### TASK INSTRUCTIONS
Say how many lines hold the string "index", and nothing more.

--- BEGIN LISTED RECORDS ---

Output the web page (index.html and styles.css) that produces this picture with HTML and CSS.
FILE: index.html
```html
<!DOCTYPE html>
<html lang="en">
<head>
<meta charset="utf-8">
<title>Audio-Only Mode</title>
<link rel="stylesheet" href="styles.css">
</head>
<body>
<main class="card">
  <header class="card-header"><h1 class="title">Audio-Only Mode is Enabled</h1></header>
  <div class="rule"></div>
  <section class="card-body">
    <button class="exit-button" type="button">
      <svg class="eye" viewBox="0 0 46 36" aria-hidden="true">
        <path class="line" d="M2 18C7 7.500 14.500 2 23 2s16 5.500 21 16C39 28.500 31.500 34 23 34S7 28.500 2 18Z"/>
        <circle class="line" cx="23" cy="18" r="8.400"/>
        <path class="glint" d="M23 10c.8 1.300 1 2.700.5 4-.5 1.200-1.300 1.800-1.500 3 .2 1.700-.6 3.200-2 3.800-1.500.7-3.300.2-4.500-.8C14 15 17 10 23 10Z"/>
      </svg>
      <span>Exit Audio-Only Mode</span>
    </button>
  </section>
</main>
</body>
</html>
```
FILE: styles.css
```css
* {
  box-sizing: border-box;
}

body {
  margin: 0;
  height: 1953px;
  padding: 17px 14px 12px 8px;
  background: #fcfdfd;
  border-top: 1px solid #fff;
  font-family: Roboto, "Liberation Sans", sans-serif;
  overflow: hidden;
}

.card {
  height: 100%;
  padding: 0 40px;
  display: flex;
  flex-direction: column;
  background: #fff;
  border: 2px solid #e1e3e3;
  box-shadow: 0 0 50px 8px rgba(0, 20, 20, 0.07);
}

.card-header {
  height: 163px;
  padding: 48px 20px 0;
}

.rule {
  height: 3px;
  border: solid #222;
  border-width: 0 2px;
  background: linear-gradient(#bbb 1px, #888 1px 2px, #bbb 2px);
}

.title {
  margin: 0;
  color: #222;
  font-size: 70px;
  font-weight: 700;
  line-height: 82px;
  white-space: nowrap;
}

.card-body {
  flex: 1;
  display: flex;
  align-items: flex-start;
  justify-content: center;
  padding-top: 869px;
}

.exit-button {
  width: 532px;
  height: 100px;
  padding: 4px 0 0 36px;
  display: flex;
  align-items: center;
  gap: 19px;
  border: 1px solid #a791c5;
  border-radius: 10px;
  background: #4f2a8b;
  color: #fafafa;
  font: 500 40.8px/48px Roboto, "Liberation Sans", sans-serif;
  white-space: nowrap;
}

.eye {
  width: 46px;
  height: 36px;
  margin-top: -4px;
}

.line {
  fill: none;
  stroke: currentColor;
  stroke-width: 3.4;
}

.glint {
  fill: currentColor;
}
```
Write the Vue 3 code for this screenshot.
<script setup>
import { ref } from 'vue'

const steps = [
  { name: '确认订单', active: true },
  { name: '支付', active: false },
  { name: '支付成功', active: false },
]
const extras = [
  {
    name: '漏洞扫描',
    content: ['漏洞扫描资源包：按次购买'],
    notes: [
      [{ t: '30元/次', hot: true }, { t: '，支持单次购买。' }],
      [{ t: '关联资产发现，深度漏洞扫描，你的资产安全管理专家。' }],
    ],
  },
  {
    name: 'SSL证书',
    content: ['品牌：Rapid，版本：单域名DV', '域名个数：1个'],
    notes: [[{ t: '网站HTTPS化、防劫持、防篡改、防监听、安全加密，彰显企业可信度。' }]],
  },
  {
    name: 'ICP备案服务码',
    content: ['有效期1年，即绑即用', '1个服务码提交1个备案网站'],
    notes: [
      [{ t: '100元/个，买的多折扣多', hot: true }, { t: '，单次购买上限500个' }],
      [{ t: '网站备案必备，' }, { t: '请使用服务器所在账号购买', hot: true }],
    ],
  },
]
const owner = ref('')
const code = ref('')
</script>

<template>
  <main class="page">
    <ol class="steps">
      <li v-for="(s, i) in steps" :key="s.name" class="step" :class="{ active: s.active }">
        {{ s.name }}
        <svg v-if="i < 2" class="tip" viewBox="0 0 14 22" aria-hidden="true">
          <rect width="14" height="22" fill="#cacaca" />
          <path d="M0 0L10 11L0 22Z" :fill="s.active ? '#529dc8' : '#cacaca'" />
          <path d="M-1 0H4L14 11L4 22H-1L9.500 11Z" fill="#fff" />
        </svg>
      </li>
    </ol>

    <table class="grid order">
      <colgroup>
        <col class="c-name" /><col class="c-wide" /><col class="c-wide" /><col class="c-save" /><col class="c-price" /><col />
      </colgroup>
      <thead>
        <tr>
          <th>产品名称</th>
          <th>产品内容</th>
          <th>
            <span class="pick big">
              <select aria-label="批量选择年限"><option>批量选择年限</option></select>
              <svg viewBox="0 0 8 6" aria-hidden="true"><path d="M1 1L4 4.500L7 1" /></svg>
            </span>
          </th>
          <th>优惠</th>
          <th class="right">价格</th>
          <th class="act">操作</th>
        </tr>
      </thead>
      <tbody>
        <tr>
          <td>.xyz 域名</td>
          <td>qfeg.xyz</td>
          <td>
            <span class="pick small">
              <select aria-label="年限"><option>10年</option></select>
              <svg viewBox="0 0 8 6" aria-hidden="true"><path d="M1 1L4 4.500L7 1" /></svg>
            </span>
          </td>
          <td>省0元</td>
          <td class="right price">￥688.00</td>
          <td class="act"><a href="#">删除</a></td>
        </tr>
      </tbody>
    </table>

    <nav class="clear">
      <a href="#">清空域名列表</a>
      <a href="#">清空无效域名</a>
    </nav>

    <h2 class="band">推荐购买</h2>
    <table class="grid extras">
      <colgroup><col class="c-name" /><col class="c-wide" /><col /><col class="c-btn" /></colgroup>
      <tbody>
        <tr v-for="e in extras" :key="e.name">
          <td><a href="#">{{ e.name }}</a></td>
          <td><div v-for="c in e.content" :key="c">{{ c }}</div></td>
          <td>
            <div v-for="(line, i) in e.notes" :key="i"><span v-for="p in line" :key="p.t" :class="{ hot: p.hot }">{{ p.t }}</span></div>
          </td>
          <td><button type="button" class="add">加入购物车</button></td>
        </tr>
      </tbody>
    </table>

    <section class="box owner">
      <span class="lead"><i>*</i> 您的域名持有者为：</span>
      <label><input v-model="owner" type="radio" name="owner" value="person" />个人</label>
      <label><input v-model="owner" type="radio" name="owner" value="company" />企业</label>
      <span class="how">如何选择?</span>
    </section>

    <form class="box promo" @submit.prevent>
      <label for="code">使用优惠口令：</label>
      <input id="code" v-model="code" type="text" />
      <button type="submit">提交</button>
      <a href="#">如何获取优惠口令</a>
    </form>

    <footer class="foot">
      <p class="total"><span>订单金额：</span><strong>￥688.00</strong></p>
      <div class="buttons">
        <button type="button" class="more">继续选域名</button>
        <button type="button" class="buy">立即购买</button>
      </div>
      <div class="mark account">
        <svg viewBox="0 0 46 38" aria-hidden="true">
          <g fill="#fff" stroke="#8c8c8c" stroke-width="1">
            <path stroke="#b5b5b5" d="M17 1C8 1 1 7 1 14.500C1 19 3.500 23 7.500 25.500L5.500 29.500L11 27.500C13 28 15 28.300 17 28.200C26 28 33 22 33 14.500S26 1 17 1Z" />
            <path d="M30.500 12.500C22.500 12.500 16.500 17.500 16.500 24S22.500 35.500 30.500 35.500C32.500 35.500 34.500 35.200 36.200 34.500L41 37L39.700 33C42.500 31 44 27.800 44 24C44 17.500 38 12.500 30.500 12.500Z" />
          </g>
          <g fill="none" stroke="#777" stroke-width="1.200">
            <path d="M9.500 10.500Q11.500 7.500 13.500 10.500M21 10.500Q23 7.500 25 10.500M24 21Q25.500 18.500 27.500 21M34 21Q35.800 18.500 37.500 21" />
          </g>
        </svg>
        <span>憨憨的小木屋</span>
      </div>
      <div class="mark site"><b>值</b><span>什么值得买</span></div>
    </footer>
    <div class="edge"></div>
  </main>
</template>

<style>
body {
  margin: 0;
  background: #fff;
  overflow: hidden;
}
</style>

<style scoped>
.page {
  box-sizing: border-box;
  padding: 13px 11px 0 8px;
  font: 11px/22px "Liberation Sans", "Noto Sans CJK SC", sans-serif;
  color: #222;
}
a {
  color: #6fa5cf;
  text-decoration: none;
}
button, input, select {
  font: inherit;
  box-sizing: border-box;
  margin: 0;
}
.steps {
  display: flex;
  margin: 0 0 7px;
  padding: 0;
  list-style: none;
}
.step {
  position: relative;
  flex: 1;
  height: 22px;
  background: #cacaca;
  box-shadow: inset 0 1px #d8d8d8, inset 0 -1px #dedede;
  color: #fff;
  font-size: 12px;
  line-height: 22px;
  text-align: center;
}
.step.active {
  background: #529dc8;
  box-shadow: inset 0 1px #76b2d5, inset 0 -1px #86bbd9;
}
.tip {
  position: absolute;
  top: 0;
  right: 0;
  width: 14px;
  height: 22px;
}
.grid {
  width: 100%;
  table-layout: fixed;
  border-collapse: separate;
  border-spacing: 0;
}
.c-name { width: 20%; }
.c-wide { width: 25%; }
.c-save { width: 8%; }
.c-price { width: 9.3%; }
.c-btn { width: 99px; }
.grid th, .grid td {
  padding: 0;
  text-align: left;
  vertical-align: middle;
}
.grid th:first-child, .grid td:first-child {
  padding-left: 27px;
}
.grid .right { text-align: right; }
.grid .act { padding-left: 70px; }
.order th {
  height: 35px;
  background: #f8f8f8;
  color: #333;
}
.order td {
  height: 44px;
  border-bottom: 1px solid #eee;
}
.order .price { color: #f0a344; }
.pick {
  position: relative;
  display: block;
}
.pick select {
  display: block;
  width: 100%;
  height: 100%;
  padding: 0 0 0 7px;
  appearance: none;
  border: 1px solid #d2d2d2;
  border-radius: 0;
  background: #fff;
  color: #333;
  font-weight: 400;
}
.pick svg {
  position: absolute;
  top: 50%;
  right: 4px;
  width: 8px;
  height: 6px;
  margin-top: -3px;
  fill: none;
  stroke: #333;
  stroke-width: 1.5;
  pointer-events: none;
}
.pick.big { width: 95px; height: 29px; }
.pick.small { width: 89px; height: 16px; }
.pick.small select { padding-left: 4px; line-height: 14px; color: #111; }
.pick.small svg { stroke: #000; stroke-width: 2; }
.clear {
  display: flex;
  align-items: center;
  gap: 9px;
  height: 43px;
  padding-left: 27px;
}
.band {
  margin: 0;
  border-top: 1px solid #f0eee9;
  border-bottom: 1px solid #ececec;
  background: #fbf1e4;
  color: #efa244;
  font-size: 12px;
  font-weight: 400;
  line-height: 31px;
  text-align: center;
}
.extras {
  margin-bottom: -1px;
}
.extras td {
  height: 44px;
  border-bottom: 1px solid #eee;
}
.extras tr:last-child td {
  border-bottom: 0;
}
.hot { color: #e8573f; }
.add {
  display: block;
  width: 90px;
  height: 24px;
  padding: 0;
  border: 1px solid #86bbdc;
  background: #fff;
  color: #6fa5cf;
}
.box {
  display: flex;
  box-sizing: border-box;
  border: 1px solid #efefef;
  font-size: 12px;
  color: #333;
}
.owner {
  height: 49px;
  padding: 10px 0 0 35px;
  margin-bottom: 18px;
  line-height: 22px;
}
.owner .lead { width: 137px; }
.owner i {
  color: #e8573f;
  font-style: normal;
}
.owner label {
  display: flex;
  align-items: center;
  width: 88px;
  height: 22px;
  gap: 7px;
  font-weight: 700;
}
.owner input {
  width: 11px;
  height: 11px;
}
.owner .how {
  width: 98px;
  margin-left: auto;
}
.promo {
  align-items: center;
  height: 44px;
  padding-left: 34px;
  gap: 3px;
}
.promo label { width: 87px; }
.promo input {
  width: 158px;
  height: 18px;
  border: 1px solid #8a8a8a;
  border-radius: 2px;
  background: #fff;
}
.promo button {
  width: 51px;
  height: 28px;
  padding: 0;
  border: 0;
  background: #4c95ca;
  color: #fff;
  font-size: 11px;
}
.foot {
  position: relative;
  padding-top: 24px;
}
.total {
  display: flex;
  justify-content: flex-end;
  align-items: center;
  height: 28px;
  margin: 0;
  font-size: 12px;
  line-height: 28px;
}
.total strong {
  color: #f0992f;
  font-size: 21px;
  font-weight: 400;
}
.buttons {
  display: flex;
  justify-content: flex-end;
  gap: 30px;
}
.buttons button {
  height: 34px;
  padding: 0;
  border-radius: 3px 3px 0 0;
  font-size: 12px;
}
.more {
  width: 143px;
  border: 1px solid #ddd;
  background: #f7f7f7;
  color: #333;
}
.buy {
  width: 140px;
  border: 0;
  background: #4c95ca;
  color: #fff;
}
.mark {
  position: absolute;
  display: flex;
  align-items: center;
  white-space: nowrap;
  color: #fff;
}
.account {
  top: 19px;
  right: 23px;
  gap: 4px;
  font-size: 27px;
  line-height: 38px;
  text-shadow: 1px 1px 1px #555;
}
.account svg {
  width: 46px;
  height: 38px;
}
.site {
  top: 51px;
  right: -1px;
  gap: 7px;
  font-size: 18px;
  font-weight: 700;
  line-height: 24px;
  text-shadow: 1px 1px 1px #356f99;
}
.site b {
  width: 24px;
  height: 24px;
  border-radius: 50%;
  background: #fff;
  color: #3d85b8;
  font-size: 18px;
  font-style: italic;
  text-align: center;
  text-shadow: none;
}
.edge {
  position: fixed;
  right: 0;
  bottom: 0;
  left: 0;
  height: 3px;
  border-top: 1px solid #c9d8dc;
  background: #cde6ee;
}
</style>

--- END LISTED RECORDS ---

### EXPECTED OUTPUT
2